Crying, yelling, storming off—sometimes the reaction is so over-the-top, it feels like you’re the bad guy for even bringing it up. This isn’t always intentional manipulation, but it can still derail the conversation and earn them sympathy. It’s important to separate genuine emotion from emotional overwhelm used as a distraction. If every tough conversation ends with you comforting them, something’s out of balance, and the actual issue never gets resolved.
5. They pretend to be confused by what you’re saying.
Feigning confusion is a sneaky way to buy time or avoid admitting fault. They might say, “I don’t get what you mean” or “Wait, what are you talking about?” even when you’ve laid it all out clearly. It puts pressure back on you to re-explain everything. This tactic can make you feel like you’re speaking another language, especially if you’re already upset. Don’t fall for the stall. Stick to the facts, and notice if the confusion is real, or just strategic.
6. They bring up your past mistakes.
Instead of addressing the lie, they focus attention on something you did weeks, months, or even years ago. Suddenly, you’re not just talking about their dishonesty. You’re defending your own unrelated choices. This reaction is about deflection, not resolution. If someone can’t sit with their own actions without dragging yours into it, they’re more interested in winning the argument than repairing the relationship.
7. They act completely unbothered.
Some people go cold and flat when caught out—no emotion, no remorse, just a shrug or a blank stare. This kind of reaction can be disarming, almost as if they’re daring you to be more upset so they can play the calm one. It’s often a control move. By appearing unaffected, they make you feel like you’re making a fuss over nothing. But honesty matters, and if someone can’t even pretend to care that they lied, that’s not emotional maturity, it’s detachment.
8. They suddenly start oversharing.
In a twist, some people flood you with unrelated personal details the moment they’re caught. They’ll confess to all kinds of things—things that aren’t even relevant—hoping the sheer volume of vulnerability will distract you from the original issue. It might feel like honesty, but it’s often just a smokescreen. If they’re opening up about everything but the lie you brought up, it’s a sign they’re trying to change the subject without making it obvious.
9. They say they lied to “protect” you.
This one sounds noble, but it’s rarely as selfless as it seems.
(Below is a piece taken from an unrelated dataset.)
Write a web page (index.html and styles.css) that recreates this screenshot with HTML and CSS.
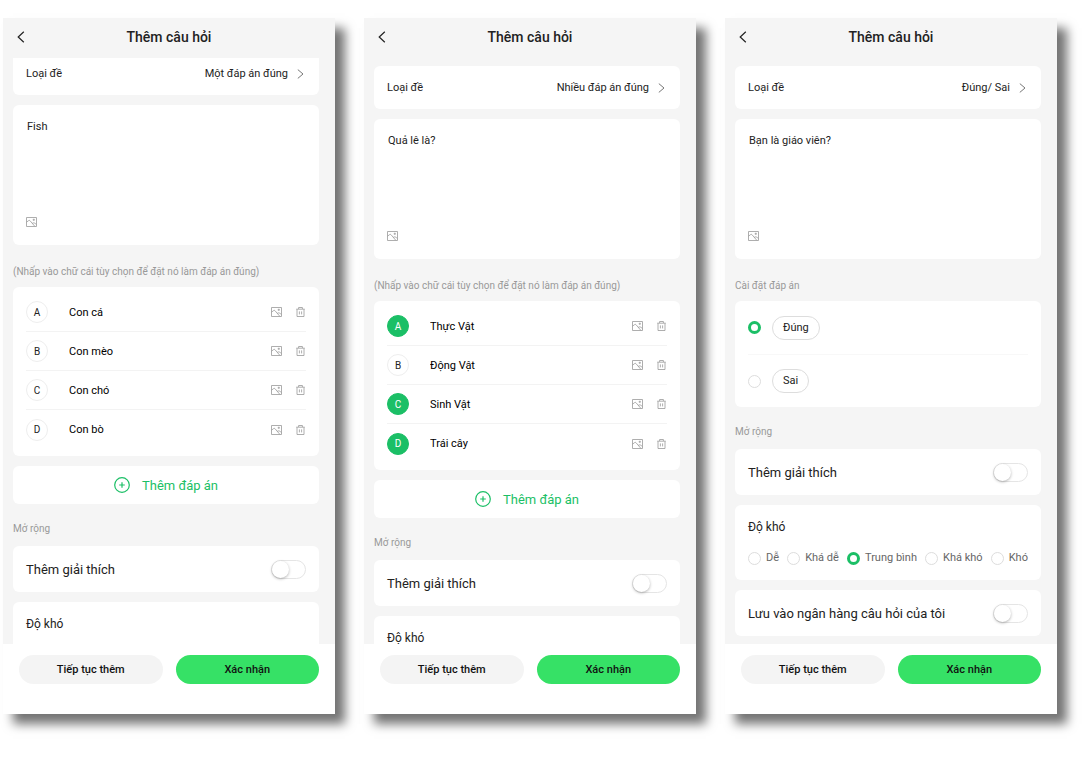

Claiming they hid the truth for your own good is usually just a way of dodging accountability. It paints them as thoughtful when, in reality, they just didn’t want to deal with the fallout. It’s worth asking: Who really benefited from the lie? If they were trying to protect your feelings, the best thing would have been honesty in the first place, not a cover-up that only benefits them in the short term.
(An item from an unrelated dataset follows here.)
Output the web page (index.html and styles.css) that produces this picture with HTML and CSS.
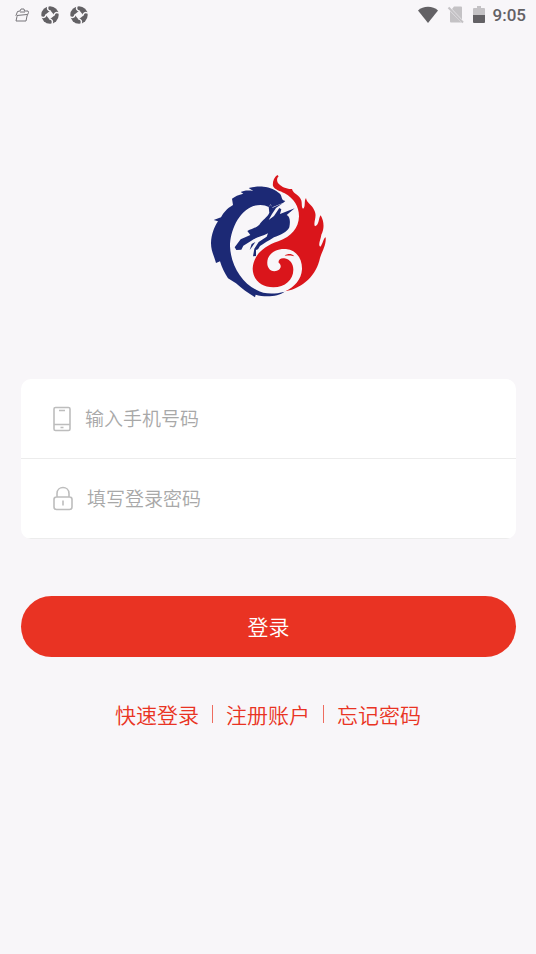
FILE: index.html
```
<!DOCTYPE html>
<html lang="zh-CN">
<head>
  <meta charset="UTF-8">
  <meta name="viewport" content="width=device-width, initial-scale=1">
  <title>登录</title>
  <link rel="stylesheet" href="styles.css">
</head>
<body>

  <header class="status-bar">
    <div class="status-left">
      <svg class="icon-bag" viewBox="0 0 16 16" width="16" height="16">
        <path d="M3.500 4.500L6 4L7 2H10L10.500 4L14 4L14.500 5.500L13 9L12 14H2L3 9.500L2 8.500ZM3 8.500L13 7.500M6 5H11"/>
      </svg>
      <svg class="icon-swirl" viewBox="0 0 18 18" width="18" height="18">
        <circle cx="9" cy="9" r="8.700"/>
        <path class="center" d="M9.500 4.500L13.500 9.500L8.500 13.500L4.500 8.500Z"/>
        <path class="slit" d="M9.500 5Q5.500 4.500 7 0M13 9.500Q13.500 5.500 18 7M8.500 13Q12.500 13.500 11 18M5 8.500Q4.500 12.500 0 11"/>
      </svg>
      <svg class="icon-swirl" viewBox="0 0 18 18" width="18" height="18">
        <circle cx="9" cy="9" r="8.700"/>
        <path class="center" d="M9.500 4.500L13.500 9.500L8.500 13.500L4.500 8.500Z"/>
        <path class="slit" d="M9.500 5Q5.500 4.500 7 0M13 9.500Q13.500 5.500 18 7M8.500 13Q12.500 13.500 11 18M5 8.500Q4.500 12.500 0 11"/>
      </svg>
    </div>
    <div class="status-right">
      <svg class="icon-wifi" viewBox="0 0 22 18" width="22" height="18">
        <path d="M11 17L1 4.500C6-.5 16-.5 21 4.500Z"/>
      </svg>
      <svg class="icon-sim" viewBox="0 0 18 18" width="18" height="18">
        <path d="M7 .5H14Q15 .5 15 1.500V13.500L5 3ZM3 5L14.500 16.500H4Q3 16.500 3 15.500Z"/>
        <path class="slash" d="M1.500 1.500L16 16.500"/>
      </svg>
      <svg class="icon-battery" viewBox="0 0 12 18" width="12" height="18">
        <path class="empty" d="M1 2H4V0H8V2H11Q12 2 12 3V9H0V3Q0 2 1 2Z"/>
        <path d="M0 9H12V16Q12 17 11 17H1Q0 17 0 16Z"/>
      </svg>
      <span class="clock">9:05</span>
    </div>
  </header>

  <main class="login">
    <svg class="logo" viewBox="0 0 408 408" width="136" height="136">
      <!-- dragon body -->
      <path class="blue" d="M256 99C242 98 248 84 238 76C228 66 210 58 190 56C174 55 160 57 146 60L160 69C144 66 130 68 122 72L130 77C115 80 105 85 96 92L99 111C80 122 70 135 63 148L41 156L54 160C42 178 34 200 33 225C33 250 42 262 48 285L60 280C66 300 74 315 84 331L108 346C125 362 145 376 165 388L167 380C195 388 235 386 254 371C220 380 190 378 170 366C125 345 92 290 90 235C90 190 115 130 160 114C180 109 195 111 206 117L212 109L217 118L250 104Z"/>
      <!-- dragon head -->
      <path class="blue" d="M104 238L122 214L151 201L142 189C155 182 168 180 178 170C187 155 202 148 208 134L206 116L213 110L218 119L248 106L228 120L216 138L206 156L222 144L238 120L244 124L240 138L284 121L260 141C271 146 271 162 268 178C262 192 240 202 222 208C206 218 192 226 180 234L174 244L168 246L168 264L159 265L163 242L176 222L200 206L204 196C186 206 168 208 154 218L130 233L124 245L109 246Z"/>
      <path class="blue" d="M149 246L155 228L166 222L158 234Z"/>
      <!-- phoenix -->
      <path class="red" d="M232 21C222 28 217 42 219 54C224 66 240 68 254 76C282 92 297 115 297 145C296 180 275 205 235 220C186 236 160 265 158 302C159 337 185 358 220 358C255 358 280 335 280 305C280 288 270 273 253 271C242 269 234 276 236 284C249 294 240 309 223 310C204 309 198 289 204 271C212 251 235 241 258 243C292 247 307 275 306 304C304 335 284 357 256 370C310 360 350 320 360 270C366 250 379 232 377 208C370 210 368 230 361 236C353 231 362 215 364 200C374 180 372 160 362 142C355 150 358 172 345 175C338 164 354 145 342 125C336 110 321 107 318 90C311 98 318 118 309 122C302 116 310 100 298 87C288 76 280 76 276 63C260 64 244 56 237 48C230 41 229 32 236 25Z"/>
      <path class="red" d="M254 263C264 256 276 257 283 265C272 261 265 263 254 263Z"/>
    </svg>

    <form class="login-form">
      <div class="fields">
        <label class="field">
          <svg class="icon-phone" viewBox="0 0 18 26" width="18" height="26">
            <path d="M2.500 1.500H15.500Q17 1.500 17 3V23Q17 24.500 15.500 24.500H2.500Q1 24.500 1 23V3Q1 1.500 2.500 1.500ZM6 4.500H12M1 18.500H17M7.500 21.500H10.500"/>
          </svg>
          <input type="tel" aria-label="手机号码" placeholder="输入手机号码">
        </label>
        <label class="field">
          <svg class="icon-lock" viewBox="0 0 20 26" width="20" height="26">
            <path d="M3.500 11H16.500Q19 11 19 13.500V21Q19 23.500 16.500 23.500H3.500Q1 23.500 1 21V13.500Q1 11 3.500 11ZM4 11V7.500C4 -.5 16 -.5 16 7.500V11M10 14.500V19.500"/>
          </svg>
          <input type="password" aria-label="登录密码" placeholder="填写登录密码">
        </label>
      </div>
      <button class="login-btn" type="submit">登录</button>
    </form>

    <nav class="links">
      <a href="#">快速登录</a>
      <a href="#">注册账户</a>
      <a href="#">忘记密码</a>
    </nav>
  </main>

</body>
</html>
```
FILE: styles.css
```
* {
  box-sizing: border-box;
}
body {
  margin: 0;
  min-height: 100vh;
  background: #f8f6f9;
  font-family: "Noto Sans CJK SC", sans-serif;
}
svg {
  display: block;
  flex: none;
}

/* status bar */
.status-bar {
  display: flex;
  justify-content: space-between;
  align-items: center;
  height: 30px;
  padding: 0 10px 0 14px;
}
.status-left {
  display: flex;
  align-items: center;
  gap: 11px;
}
.status-right {
  display: flex;
  align-items: center;
  gap: 8px;
}
.icon-bag {
  fill: none;
  stroke: #77757a;
}
.icon-swirl {
  fill: #636165;
}
.icon-swirl .center {
  fill: #f8f6f9;
}
.icon-swirl .slit {
  fill: none;
  stroke: #f8f6f9;
  stroke-width: 1.5;
}
.icon-wifi,
.icon-battery {
  fill: #636165;
}
.icon-battery .empty,
.icon-sim {
  fill: #c4c2c5;
}
.icon-sim .slash {
  fill: none;
  stroke: #c4c2c5;
  stroke-width: 2;
}
.clock {
  font: 500 17px/20px Roboto, sans-serif;
  color: #636165;
}

/* login */
.login {
  padding: 138px 20px 0;
}
.logo {
  margin: 0 auto;
}
.logo .blue {
  fill: #1c2975;
}
.logo .red {
  fill: #da151b;
}
.login-form {
  margin-top: 75px;
  padding-left: 1px;
}
.fields {
  background: #fff;
  border-radius: 10px;
  overflow: hidden;
}
.field {
  display: flex;
  align-items: center;
  gap: 14px;
  height: 80px;
  padding: 0 32px;
  border-bottom: 1px solid #ececec;
}
.field svg {
  fill: none;
  stroke: #bdbdbd;
  stroke-width: 1.6;
}
.field input {
  flex: 1;
  min-width: 0;
  padding: 0 0 2px;
  border: none;
  outline: none;
  background: none;
  font: 350 19px/28px "Noto Sans CJK SC", sans-serif;
  color: #333;
}
.field input::placeholder {
  color: #a8a8a8;
}
.login-btn {
  display: block;
  width: 100%;
  height: 61px;
  margin-top: 57px;
  padding: 0 0 2px;
  border: none;
  border-radius: 31px;
  background: #e93323;
  color: #fff;
  font: 350 21px/30px "Noto Sans CJK SC", sans-serif;
  cursor: pointer;
}
.links {
  display: flex;
  justify-content: center;
  align-items: center;
  margin-top: 42px;
}
.links a {
  display: flex;
  align-items: center;
  font-size: 21px;
  font-weight: 350;
  line-height: 30px;
  color: #e93323;
  text-decoration: none;
}
.links a + a::before {
  content: "";
  width: 1px;
  height: 18px;
  margin: 0 13px;
  background: #ee6c60;
}
```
10. They pretend it never happened.
Some people take denial to a whole new level. They’ll move on like nothing was ever said, hoping if they ignore the confrontation long enough, it’ll just disappear. No apology, no explanation—just a fast-forward to normal. This can be maddening if you’re still sitting with hurt or confusion. But if they’re unwilling to revisit it, that’s a clear sign they’re not invested in repair, just in comfort. And usually, it’s theirs, not yours.
11. They suddenly get unusually nice.
Random gifts, extra affection, or unexpected favours can all be signs of guilt, especially if they come out of nowhere after a confrontation. It’s not necessarily manipulative, but it can be a way to avoid the emotional labour of owning what they did. While kindness is always welcome, it shouldn’t be used in place of accountability. If they’re bypassing the apology with presents or overcompensation, it might be time to ask for clarity instead of comfort.
12. They twist it into a misunderstanding.
Rather than admitting to lying, they’ll frame it as “you misunderstood,” even if the evidence is crystal clear. This softens the blow and makes it seem like the problem was miscommunication, not deception. This tactic works because it doesn’t sound as harsh as outright denial, but it still avoids accountability. If the story keeps changing every time you ask about it, there’s probably more dishonesty than they’re letting on.
13. They say “everyone lies” to normalise it.
When all else fails, some people go philosophical: “Everyone lies,” “It’s human nature,” or “It’s not a big deal unless you make it one.” This is an attempt to downplay their behaviour by dragging it into the realm of normality. Sure, everyone messes up. But not everyone lies and then refuses to take responsibility. If someone uses that reasoning to avoid growth, it’s not about being human. It’s about staying unaccountable.